Lagu ”Senja di Seberang Nusa” juga disarikan dari komentar orang terhadap musikalitas Danilla, yang katanya ”musik senja”, jazz, atau bossanova; juga soal liriknya yang melulu kegalauan. Di lagu ini, semua unsur itu dia masukkan, diimbuhi kesinisan.
Begini petikan lariknya, ”Dengarkanlah tembang Danilla/Siapa pula penyanyi itu tapi mengapa lagu-lagunya sungguh kurasa/Benar adanya kurasa/Haru ‘ku dibuatnya.” Itu bukannya menyombong.

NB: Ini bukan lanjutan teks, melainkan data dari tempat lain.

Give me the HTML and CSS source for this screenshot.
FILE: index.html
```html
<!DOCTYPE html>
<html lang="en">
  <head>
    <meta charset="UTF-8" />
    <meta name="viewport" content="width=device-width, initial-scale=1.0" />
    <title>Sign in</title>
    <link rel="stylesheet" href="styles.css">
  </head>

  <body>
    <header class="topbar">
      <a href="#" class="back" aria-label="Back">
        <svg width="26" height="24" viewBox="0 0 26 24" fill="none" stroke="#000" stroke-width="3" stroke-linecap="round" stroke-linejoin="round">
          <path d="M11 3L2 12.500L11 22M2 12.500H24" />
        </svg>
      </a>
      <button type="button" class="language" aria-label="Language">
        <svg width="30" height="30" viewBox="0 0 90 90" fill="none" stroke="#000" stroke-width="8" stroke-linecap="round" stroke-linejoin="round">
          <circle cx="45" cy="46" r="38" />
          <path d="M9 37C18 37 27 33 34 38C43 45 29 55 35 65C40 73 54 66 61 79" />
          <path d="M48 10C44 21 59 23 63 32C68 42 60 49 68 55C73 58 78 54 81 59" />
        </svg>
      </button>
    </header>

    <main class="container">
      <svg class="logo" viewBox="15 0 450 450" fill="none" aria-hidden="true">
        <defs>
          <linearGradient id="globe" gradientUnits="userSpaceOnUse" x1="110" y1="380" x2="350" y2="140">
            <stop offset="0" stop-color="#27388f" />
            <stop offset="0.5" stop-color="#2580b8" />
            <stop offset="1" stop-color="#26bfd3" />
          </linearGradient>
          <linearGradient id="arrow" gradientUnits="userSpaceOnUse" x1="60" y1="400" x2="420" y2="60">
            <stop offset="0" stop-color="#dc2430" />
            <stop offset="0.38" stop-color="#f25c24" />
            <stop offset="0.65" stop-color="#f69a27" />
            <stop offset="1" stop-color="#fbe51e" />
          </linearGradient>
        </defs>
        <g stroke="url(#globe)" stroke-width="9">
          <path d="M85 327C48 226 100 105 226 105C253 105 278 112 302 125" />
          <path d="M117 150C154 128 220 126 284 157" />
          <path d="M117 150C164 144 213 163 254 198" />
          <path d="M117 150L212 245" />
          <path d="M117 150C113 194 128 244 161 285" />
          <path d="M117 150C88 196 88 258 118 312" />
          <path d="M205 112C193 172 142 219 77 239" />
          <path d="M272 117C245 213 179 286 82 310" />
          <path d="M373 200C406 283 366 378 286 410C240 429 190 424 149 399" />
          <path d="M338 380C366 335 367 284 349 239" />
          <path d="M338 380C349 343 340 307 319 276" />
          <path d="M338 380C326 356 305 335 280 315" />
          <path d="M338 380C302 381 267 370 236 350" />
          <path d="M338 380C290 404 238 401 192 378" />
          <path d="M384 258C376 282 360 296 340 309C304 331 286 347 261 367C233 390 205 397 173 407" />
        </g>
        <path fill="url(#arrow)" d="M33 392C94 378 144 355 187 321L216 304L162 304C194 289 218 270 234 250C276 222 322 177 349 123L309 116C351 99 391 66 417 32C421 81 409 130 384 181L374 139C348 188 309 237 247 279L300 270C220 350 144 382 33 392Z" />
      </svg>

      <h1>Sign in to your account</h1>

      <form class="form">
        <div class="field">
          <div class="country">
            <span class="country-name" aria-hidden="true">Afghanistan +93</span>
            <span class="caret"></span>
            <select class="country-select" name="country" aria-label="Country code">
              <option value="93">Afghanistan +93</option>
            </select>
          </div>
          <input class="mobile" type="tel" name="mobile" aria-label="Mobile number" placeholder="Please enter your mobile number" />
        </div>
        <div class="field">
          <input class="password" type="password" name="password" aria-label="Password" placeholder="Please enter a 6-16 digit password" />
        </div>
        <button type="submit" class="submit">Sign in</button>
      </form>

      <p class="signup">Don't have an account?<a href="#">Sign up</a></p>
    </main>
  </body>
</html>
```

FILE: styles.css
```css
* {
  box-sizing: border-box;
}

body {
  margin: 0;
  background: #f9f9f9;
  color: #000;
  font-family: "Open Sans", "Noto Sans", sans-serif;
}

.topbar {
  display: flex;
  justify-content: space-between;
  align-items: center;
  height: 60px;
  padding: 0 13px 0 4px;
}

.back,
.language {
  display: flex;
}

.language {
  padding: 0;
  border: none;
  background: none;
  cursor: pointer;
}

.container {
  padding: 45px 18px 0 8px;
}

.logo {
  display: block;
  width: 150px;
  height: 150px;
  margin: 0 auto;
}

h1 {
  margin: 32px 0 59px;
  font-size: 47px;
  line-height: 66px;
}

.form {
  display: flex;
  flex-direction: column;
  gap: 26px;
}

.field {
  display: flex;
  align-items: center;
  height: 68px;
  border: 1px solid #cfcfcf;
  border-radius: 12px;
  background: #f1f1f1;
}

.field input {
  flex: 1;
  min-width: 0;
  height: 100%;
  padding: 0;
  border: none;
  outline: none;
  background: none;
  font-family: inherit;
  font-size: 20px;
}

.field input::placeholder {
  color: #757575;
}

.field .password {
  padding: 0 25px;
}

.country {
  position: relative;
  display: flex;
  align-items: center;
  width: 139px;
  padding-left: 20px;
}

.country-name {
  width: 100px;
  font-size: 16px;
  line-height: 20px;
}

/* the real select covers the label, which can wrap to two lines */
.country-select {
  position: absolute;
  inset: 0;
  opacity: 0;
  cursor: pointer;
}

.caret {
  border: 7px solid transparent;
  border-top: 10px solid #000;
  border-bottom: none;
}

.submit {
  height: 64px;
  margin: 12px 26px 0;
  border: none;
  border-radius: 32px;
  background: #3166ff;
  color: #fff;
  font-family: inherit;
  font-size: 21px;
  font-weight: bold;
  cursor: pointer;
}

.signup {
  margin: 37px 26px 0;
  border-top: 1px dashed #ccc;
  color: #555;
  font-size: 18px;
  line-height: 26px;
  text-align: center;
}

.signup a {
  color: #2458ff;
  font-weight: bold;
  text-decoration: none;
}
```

Danilla membicarakan kasak-kusuk warganet dari sudut pandang mereka.
Perihal komentar negatif warganet, dia terakan di lagu ”Dungu-dungu”. Danilla merasa, komentar itu asal ucap, atau hanya mau membicarakan apa yang mereka suka meski Danilla melontarkan konten berbobot. ”Kuberikan segenap kesungguhanku/Selayang seru/Diminatinya yang dungu-dungu/Suka hatimu.”
Ada kejutan paduan suara di lagu ini dalam ragam bahasa. Kalau Anda mengerti bahasa Sunda, mungkin Anda ikut tertawa bersama tim paduan suara jadi-jadian ini.
Tentang persahabatan
Danilla juga menyuguhkan lagu-lagu tentang pertemanan, baik dengan manusia maupun hewan. Pada nomor ”Bukan Otomata”, sikap Danilla tegas pada kesetaraan makhluk hidup. ”Kesadaran nyata/mereka merasa yang sama nyerinya/Sungguh jelas sungguh kita tak beda.”

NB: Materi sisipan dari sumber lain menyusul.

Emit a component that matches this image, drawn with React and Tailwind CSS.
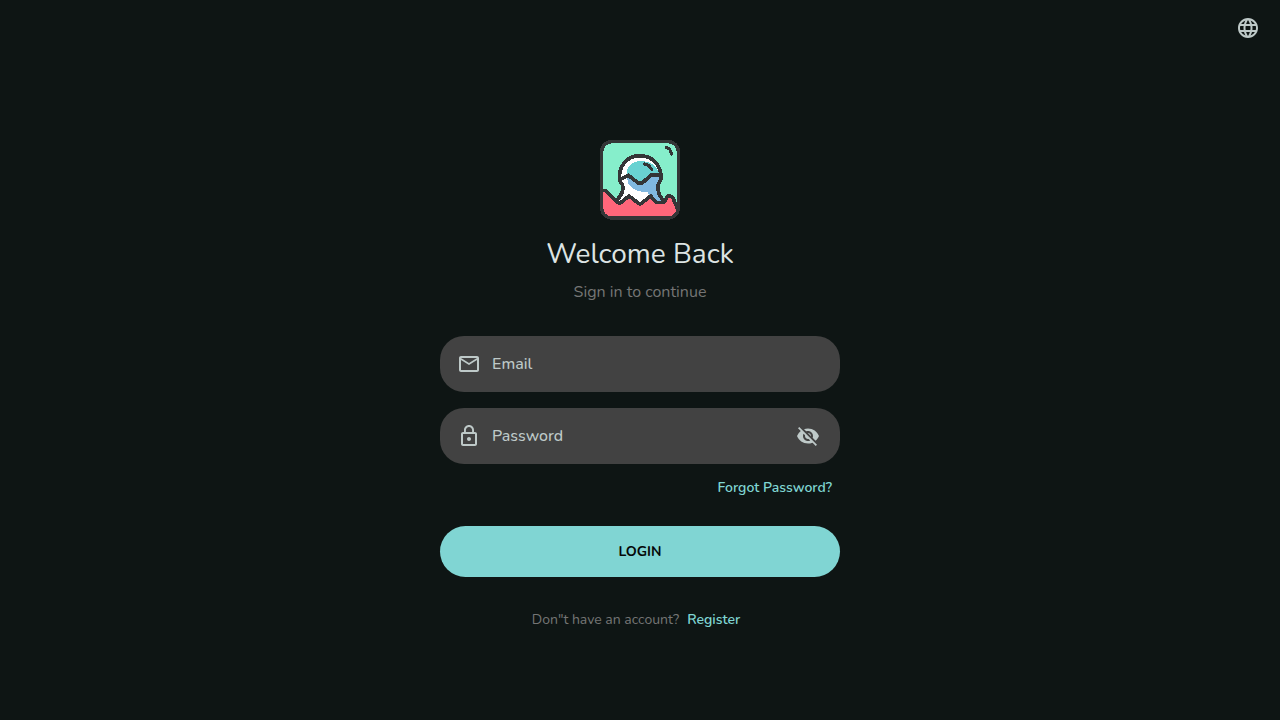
import { useState } from "react";
import { MdLanguage, MdMailOutline, MdLockOutline, MdVisibility, MdVisibilityOff } from "react-icons/md";

function Logo() {
  return (
    <svg className="size-20" viewBox="0 0 240 240" shapeRendering="crispEdges" role="img" aria-label="Logo">
      <defs>
        <clipPath id="tile">
          <rect x="4" y="4" width="232" height="231" rx="32" />
        </clipPath>
      </defs>
      <g clipPath="url(#tile)">
        <rect width="240" height="240" fill="#86eecb" />
        <path
          d="M59 121C54 78 82 47 119 47C157 47 186 76 183 115C176 124 171 130 172 139C173 160 180 174 196 184L188 198L120 202L60 192L50 178C68 160 70 150 67 137C66 130 61 126 59 121Z"
          fill="#ffffff"
        />
        <path d="M80 108C77 80 96 63 121 63C148 61 170 78 179 101L156 107L140 122L120 129L104 122L92 112Z" fill="#69d2d2" />
        <path
          d="M80 112L92 112L108 124L122 130L138 124L154 106H182C184 116 171 128 172 140C173 160 180 174 196 184L188 198L170 188L150 168L142 155C112 160 83 144 80 112Z"
          fill="#80b8e0"
        />
        <path d="M0 150H14L22 153L57 188L69 184L88 168L120 192L152 168L168 186L190 185L206 168L217 172L232 208V240H0Z" fill="#ff667a" />
        <g fill="none" stroke="#343537" strokeWidth="11" strokeLinejoin="round" strokeLinecap="round">
          <path d="M8 151H15L56 189H61L87 168L117 191H123L152 168L168 187H190L204 168H211L219 174L233 208" />
          <path d="M52 179C68 161 72 149 68 136C65 130 60 126 59 120C54 78 82 47 119 47C157 47 186 76 183 118C176 128 173 132 174 143C174 162 181 174 195 184" />
          <path d="M61 118L85 106L115 129H127L153 105H182" />
          <path d="M133 72L146 76L155 88" strokeWidth="9" />
          <path d="M199 22L209 28L215 42" strokeWidth="9" />
        </g>
      </g>
      <rect x="5" y="5" width="230" height="229" rx="30" fill="none" stroke="#343537" strokeWidth="10" />
    </svg>
  );
}

function Field({ id, label, type, icon: Icon, children }) {
  return (
    <div className="flex h-14 items-center rounded-3xl bg-[#424242] pr-5 pl-[17px] text-[#bec9c8]">
      <label htmlFor={id} className="shrink-0">
        <Icon className="size-6" role="img" aria-label={label} />
      </label>
      <input
        id={id}
        type={type}
        placeholder={label}
        className="ml-[11px] h-8 min-w-0 flex-1 bg-transparent text-base outline-none placeholder:font-medium placeholder:text-[#bec9c8]"
      />
      {children}
    </div>
  );
}

export default function App() {
  const [visible, setVisible] = useState(false);
  const EyeIcon = visible ? MdVisibility : MdVisibilityOff;

  return (
    <div className="flex min-h-screen flex-col bg-[#0e1514] font-['Nunito','Open_Sans',sans-serif]">
      <header className="flex h-14 items-center justify-end px-2">
        <button type="button" aria-label="Change language" className="flex size-12 items-center justify-center text-[#bec9c8]">
          <MdLanguage className="size-6" />
        </button>
      </header>
      <main className="flex flex-1 flex-col items-center justify-center px-6">
        <form className="flex w-full max-w-[400px] flex-col" onSubmit={(e) => e.preventDefault()}>
          <div className="flex justify-center">
            <Logo />
          </div>
          <h1 className="mt-4 text-center text-[28px] leading-9 text-[#dde4e3]">Welcome Back</h1>
          <p className="mt-2 text-center text-base text-[#757575]">Sign in to continue</p>
          <div className="mt-8 flex flex-col gap-4">
            <Field id="email" label="Email" type="email" icon={MdMailOutline} />
            <Field id="password" label="Password" type={visible ? "text" : "password"} icon={MdLockOutline}>
              <button type="button" aria-label="Toggle password visibility" onClick={() => setVisible(!visible)}>
                <EyeIcon className="size-6" />
              </button>
            </Field>
          </div>
          <div className="mt-2 flex justify-end px-2">
            <a href="#forgot" className="text-sm leading-8 font-semibold text-[#80d5d3]">
              Forgot Password?
            </a>
          </div>
          <button type="submit" className="mt-[22px] h-[51px] rounded-full bg-[#80d5d3] text-sm font-bold text-[#050808]">
            LOGIN
          </button>
          <div className="mt-[27px] flex items-center justify-center text-sm leading-8">
            <span className="text-[#757575]">Don"t have an account?</span>
            <a href="#register" className="px-2 font-semibold text-[#80d5d3]">
              Register
            </a>
          </div>
        </form>
      </main>
    </div>
  );
}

Sementara pada nomor ”Di Balik Selimut”, Danilla mengutarakan keintimannya bersama kucing bernama Lupus Mutiara, kucing yang berkeliaran di studio mereka. ”Di balik selimutku, ku tahu ada yang menunggu”, yaitu Si Lupus, yang mengeong di ujung lagu.
Sementara lagu ”Maka dari Itu”, Danilla bercerita tentang hubungan pertemanan—sesama manusia—yang saling bantu-membantu, tetapi rupanya harus bersiap menghadapi perpisahan. Lagu bernuansa sendu, tetapi megah ini dilengkapi sesi musik gesek. Namun, ada potongan suara yang sepertinya jadi bagian bercanda mereka, yaitu suara kokok ayam.
Adalah Lafa Pratomo, koproduser album, yang jadi ”penjaga gawang” supaya isian-isian bunyi tidak kelewat cengengesan. ”Album-album Project Pop atau Padhyangan Project jadi tolok ukur kalau lagu di sini (Popseblay) sudah kelewat lawak, dan perlu direm. Aku menghindari album ini jadi album komedi. Mudah-mudahan rasanya begitu,” kata Lafa.
Komedi atau tidak, rasanya sudah jadi urusan pendengar karena album ini sudah beredar. Yang jelas, Danilla merasa tak banyak berubah sejak album pertama. Lewat Popseblay, dia sekadar meluapkan kisah pertemanan dengan terdekatnya. Boleh, dong.